[begin Information provided]

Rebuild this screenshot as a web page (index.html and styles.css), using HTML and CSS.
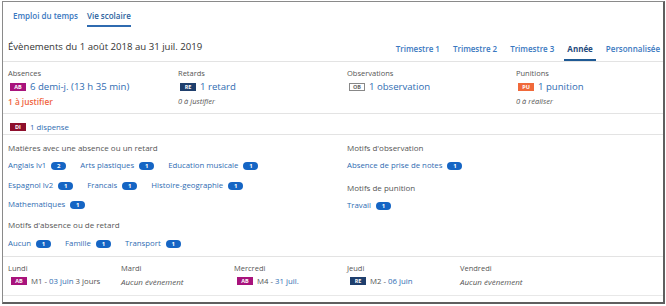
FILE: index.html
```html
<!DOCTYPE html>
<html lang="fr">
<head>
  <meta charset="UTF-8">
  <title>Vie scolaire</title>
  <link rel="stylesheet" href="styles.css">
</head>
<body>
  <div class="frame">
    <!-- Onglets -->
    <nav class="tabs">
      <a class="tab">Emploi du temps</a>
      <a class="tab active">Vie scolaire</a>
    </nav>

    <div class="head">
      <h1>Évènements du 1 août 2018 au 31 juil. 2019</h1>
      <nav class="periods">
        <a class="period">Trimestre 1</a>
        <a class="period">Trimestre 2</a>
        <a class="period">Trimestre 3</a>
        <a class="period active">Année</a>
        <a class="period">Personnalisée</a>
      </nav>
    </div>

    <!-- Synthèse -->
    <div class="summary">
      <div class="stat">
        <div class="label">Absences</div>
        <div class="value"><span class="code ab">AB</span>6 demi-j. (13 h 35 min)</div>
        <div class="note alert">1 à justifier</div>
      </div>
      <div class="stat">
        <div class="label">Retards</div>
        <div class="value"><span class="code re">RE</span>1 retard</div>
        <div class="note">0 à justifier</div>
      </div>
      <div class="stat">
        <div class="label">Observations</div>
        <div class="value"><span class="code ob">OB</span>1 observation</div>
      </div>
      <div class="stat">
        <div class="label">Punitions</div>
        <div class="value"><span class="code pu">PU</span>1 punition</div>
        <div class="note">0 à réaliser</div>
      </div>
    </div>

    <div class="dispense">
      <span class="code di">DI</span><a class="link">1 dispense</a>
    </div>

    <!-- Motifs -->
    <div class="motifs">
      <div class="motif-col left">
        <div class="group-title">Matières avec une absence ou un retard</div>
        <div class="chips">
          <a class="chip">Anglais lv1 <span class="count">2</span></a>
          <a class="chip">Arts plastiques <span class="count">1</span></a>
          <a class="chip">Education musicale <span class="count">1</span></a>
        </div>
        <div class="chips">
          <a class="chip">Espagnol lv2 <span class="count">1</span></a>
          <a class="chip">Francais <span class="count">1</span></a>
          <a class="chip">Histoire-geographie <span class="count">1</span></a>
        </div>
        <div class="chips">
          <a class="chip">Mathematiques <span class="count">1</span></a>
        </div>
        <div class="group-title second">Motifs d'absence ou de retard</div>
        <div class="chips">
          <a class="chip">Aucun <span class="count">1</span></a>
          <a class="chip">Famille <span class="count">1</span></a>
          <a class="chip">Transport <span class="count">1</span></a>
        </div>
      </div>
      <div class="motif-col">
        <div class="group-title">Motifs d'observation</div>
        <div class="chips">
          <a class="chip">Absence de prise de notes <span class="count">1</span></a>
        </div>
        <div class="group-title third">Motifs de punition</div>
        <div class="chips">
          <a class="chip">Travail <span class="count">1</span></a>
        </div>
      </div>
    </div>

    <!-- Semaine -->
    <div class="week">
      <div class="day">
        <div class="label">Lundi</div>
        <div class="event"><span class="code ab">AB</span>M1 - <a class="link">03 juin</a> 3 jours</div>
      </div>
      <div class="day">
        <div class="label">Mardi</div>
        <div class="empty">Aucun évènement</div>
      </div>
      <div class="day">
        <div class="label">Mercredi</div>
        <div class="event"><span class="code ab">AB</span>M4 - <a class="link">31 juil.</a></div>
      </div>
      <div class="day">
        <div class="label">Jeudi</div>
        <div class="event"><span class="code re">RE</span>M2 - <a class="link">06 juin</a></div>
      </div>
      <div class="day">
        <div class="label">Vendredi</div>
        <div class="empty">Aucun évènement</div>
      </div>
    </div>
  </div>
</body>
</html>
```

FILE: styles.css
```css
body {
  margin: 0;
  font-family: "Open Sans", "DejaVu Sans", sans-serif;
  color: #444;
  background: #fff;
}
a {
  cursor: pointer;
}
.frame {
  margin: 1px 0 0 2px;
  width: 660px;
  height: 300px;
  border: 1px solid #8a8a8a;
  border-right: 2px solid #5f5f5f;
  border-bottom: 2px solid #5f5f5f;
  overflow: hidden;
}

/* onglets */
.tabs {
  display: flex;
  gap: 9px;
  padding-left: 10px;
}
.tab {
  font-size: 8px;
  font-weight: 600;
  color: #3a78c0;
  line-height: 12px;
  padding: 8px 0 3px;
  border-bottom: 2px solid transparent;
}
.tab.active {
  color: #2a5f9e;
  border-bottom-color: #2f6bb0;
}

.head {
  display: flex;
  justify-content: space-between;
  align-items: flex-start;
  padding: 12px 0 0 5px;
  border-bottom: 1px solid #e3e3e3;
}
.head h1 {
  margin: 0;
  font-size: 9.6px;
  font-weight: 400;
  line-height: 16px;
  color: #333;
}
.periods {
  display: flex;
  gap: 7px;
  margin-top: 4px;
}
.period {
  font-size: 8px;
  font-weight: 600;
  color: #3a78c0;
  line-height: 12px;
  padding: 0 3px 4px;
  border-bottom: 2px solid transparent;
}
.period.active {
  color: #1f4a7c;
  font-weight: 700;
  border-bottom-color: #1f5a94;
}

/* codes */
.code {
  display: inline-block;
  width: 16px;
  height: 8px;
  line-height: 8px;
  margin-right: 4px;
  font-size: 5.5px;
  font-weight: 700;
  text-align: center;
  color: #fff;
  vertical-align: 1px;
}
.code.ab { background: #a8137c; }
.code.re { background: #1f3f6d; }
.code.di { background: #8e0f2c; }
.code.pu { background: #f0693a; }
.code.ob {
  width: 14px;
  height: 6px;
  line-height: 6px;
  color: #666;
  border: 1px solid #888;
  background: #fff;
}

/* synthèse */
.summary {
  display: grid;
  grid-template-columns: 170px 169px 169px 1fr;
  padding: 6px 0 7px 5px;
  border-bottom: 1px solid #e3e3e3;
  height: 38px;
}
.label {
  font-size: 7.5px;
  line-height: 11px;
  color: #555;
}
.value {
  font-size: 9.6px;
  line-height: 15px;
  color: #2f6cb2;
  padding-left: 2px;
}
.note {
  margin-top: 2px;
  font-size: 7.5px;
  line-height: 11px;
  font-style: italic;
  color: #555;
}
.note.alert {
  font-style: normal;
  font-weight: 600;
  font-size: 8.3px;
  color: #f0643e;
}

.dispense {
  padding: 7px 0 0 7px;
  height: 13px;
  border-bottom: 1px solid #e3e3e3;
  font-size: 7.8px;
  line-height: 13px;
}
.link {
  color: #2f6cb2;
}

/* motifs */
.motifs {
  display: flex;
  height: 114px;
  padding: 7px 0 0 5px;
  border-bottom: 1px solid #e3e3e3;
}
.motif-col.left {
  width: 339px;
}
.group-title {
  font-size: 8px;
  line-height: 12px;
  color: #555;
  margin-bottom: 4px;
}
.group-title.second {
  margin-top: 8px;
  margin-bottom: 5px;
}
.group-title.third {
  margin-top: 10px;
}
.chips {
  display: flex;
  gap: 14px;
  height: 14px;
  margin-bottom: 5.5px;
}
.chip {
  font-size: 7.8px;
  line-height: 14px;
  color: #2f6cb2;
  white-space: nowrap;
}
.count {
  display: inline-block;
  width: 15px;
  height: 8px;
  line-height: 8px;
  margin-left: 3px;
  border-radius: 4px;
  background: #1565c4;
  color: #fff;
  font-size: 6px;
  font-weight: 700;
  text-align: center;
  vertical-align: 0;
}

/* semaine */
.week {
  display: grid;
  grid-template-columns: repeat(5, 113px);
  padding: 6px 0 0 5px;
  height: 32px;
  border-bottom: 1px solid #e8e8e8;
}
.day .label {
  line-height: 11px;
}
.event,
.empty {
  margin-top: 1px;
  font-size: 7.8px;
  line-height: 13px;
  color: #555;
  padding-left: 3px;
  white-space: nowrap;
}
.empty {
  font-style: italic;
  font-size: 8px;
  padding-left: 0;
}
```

[end Information provided]

» **Task directions**: Quote each line of the listing exactly, but leave the pictures out.

» **Correct response**:
Rebuild this screenshot as a web page (index.html and styles.css), using HTML and CSS.
FILE: index.html
```html
<!DOCTYPE html>
<html lang="fr">
<head>
  <meta charset="UTF-8">
  <title>Vie scolaire</title>
  <link rel="stylesheet" href="styles.css">
</head>
<body>
  <div class="frame">
    <!-- Onglets -->
    <nav class="tabs">
      <a class="tab">Emploi du temps</a>
      <a class="tab active">Vie scolaire</a>
    </nav>

    <div class="head">
      <h1>Évènements du 1 août 2018 au 31 juil. 2019</h1>
      <nav class="periods">
        <a class="period">Trimestre 1</a>
        <a class="period">Trimestre 2</a>
        <a class="period">Trimestre 3</a>
        <a class="period active">Année</a>
        <a class="period">Personnalisée</a>
      </nav>
    </div>

    <!-- Synthèse -->
    <div class="summary">
      <div class="stat">
        <div class="label">Absences</div>
        <div class="value"><span class="code ab">AB</span>6 demi-j. (13 h 35 min)</div>
        <div class="note alert">1 à justifier</div>
      </div>
      <div class="stat">
        <div class="label">Retards</div>
        <div class="value"><span class="code re">RE</span>1 retard</div>
        <div class="note">0 à justifier</div>
      </div>
      <div class="stat">
        <div class="label">Observations</div>
        <div class="value"><span class="code ob">OB</span>1 observation</div>
      </div>
      <div class="stat">
        <div class="label">Punitions</div>
        <div class="value"><span class="code pu">PU</span>1 punition</div>
        <div class="note">0 à réaliser</div>
      </div>
    </div>

    <div class="dispense">
      <span class="code di">DI</span><a class="link">1 dispense</a>
    </div>

    <!-- Motifs -->
    <div class="motifs">
      <div class="motif-col left">
        <div class="group-title">Matières avec une absence ou un retard</div>
        <div class="chips">
          <a class="chip">Anglais lv1 <span class="count">2</span></a>
          <a class="chip">Arts plastiques <span class="count">1</span></a>
          <a class="chip">Education musicale <span class="count">1</span></a>
        </div>
        <div class="chips">
          <a class="chip">Espagnol lv2 <span class="count">1</span></a>
          <a class="chip">Francais <span class="count">1</span></a>
          <a class="chip">Histoire-geographie <span class="count">1</span></a>
        </div>
        <div class="chips">
          <a class="chip">Mathematiques <span class="count">1</span></a>
        </div>
        <div class="group-title second">Motifs d'absence ou de retard</div>
        <div class="chips">
          <a class="chip">Aucun <span class="count">1</span></a>
          <a class="chip">Famille <span class="count">1</span></a>
          <a class="chip">Transport <span class="count">1</span></a>
        </div>
      </div>
      <div class="motif-col">
        <div class="group-title">Motifs d'observation</div>
        <div class="chips">
          <a class="chip">Absence de prise de notes <span class="count">1</span></a>
        </div>
        <div class="group-title third">Motifs de punition</div>
        <div class="chips">
          <a class="chip">Travail <span class="count">1</span></a>
        </div>
      </div>
    </div>

    <!-- Semaine -->
    <div class="week">
      <div class="day">
        <div class="label">Lundi</div>
        <div class="event"><span class="code ab">AB</span>M1 - <a class="link">03 juin</a> 3 jours</div>
      </div>
      <div class="day">
        <div class="label">Mardi</div>
        <div class="empty">Aucun évènement</div>
      </div>
      <div class="day">
        <div class="label">Mercredi</div>
        <div class="event"><span class="code ab">AB</span>M4 - <a class="link">31 juil.</a></div>
      </div>
      <div class="day">
        <div class="label">Jeudi</div>
        <div class="event"><span class="code re">RE</span>M2 - <a class="link">06 juin</a></div>
      </div>
      <div class="day">
        <div class="label">Vendredi</div>
        <div class="empty">Aucun évènement</div>
      </div>
    </div>
  </div>
</body>
</html>
```

FILE: styles.css
```css
body {
  margin: 0;
  font-family: "Open Sans", "DejaVu Sans", sans-serif;
  color: #444;
  background: #fff;
}
a {
  cursor: pointer;
}
.frame {
  margin: 1px 0 0 2px;
  width: 660px;
  height: 300px;
  border: 1px solid #8a8a8a;
  border-right: 2px solid #5f5f5f;
  border-bottom: 2px solid #5f5f5f;
  overflow: hidden;
}

/* onglets */
.tabs {
  display: flex;
  gap: 9px;
  padding-left: 10px;
}
.tab {
  font-size: 8px;
  font-weight: 600;
  color: #3a78c0;
  line-height: 12px;
  padding: 8px 0 3px;
  border-bottom: 2px solid transparent;
}
.tab.active {
  color: #2a5f9e;
  border-bottom-color: #2f6bb0;
}

.head {
  display: flex;
  justify-content: space-between;
  align-items: flex-start;
  padding: 12px 0 0 5px;
  border-bottom: 1px solid #e3e3e3;
}
.head h1 {
  margin: 0;
  font-size: 9.6px;
  font-weight: 400;
  line-height: 16px;
  color: #333;
}
.periods {
  display: flex;
  gap: 7px;
  margin-top: 4px;
}
.period {
  font-size: 8px;
  font-weight: 600;
  color: #3a78c0;
  line-height: 12px;
  padding: 0 3px 4px;
  border-bottom: 2px solid transparent;
}
.period.active {
  color: #1f4a7c;
  font-weight: 700;
  border-bottom-color: #1f5a94;
}

/* codes */
.code {
  display: inline-block;
  width: 16px;
  height: 8px;
  line-height: 8px;
  margin-right: 4px;
  font-size: 5.5px;
  font-weight: 700;
  text-align: center;
  color: #fff;
  vertical-align: 1px;
}
.code.ab { background: #a8137c; }
.code.re { background: #1f3f6d; }
.code.di { background: #8e0f2c; }
.code.pu { background: #f0693a; }
.code.ob {
  width: 14px;
  height: 6px;
  line-height: 6px;
  color: #666;
  border: 1px solid #888;
  background: #fff;
}

/* synthèse */
.summary {
  display: grid;
  grid-template-columns: 170px 169px 169px 1fr;
  padding: 6px 0 7px 5px;
  border-bottom: 1px solid #e3e3e3;
  height: 38px;
}
.label {
  font-size: 7.5px;
  line-height: 11px;
  color: #555;
}
.value {
  font-size: 9.6px;
  line-height: 15px;
  color: #2f6cb2;
  padding-left: 2px;
}
.note {
  margin-top: 2px;
  font-size: 7.5px;
  line-height: 11px;
  font-style: italic;
  color: #555;
}
.note.alert {
  font-style: normal;
  font-weight: 600;
  font-size: 8.3px;
  color: #f0643e;
}

.dispense {
  padding: 7px 0 0 7px;
  height: 13px;
  border-bottom: 1px solid #e3e3e3;
  font-size: 7.8px;
  line-height: 13px;
}
.link {
  color: #2f6cb2;
}

/* motifs */
.motifs {
  display: flex;
  height: 114px;
  padding: 7px 0 0 5px;
  border-bottom: 1px solid #e3e3e3;
}
.motif-col.left {
  width: 339px;
}
.group-title {
  font-size: 8px;
  line-height: 12px;
  color: #555;
  margin-bottom: 4px;
}
.group-title.second {
  margin-top: 8px;
  margin-bottom: 5px;
}
.group-title.third {
  margin-top: 10px;
}
.chips {
  display: flex;
  gap: 14px;
  height: 14px;
  margin-bottom: 5.5px;
}
.chip {
  font-size: 7.8px;
  line-height: 14px;
  color: #2f6cb2;
  white-space: nowrap;
}
.count {
  display: inline-block;
  width: 15px;
  height: 8px;
  line-height: 8px;
  margin-left: 3px;
  border-radius: 4px;
  background: #1565c4;
  color: #fff;
  font-size: 6px;
  font-weight: 700;
  text-align: center;
  vertical-align: 0;
}

/* semaine */
.week {
  display: grid;
  grid-template-columns: repeat(5, 113px);
  padding: 6px 0 0 5px;
  height: 32px;
  border-bottom: 1px solid #e8e8e8;
}
.day .label {
  line-height: 11px;
}
.event,
.empty {
  margin-top: 1px;
  font-size: 7.8px;
  line-height: 13px;
  color: #555;
  padding-left: 3px;
  white-space: nowrap;
}
.empty {
  font-style: italic;
  font-size: 8px;
  padding-left: 0;
}
```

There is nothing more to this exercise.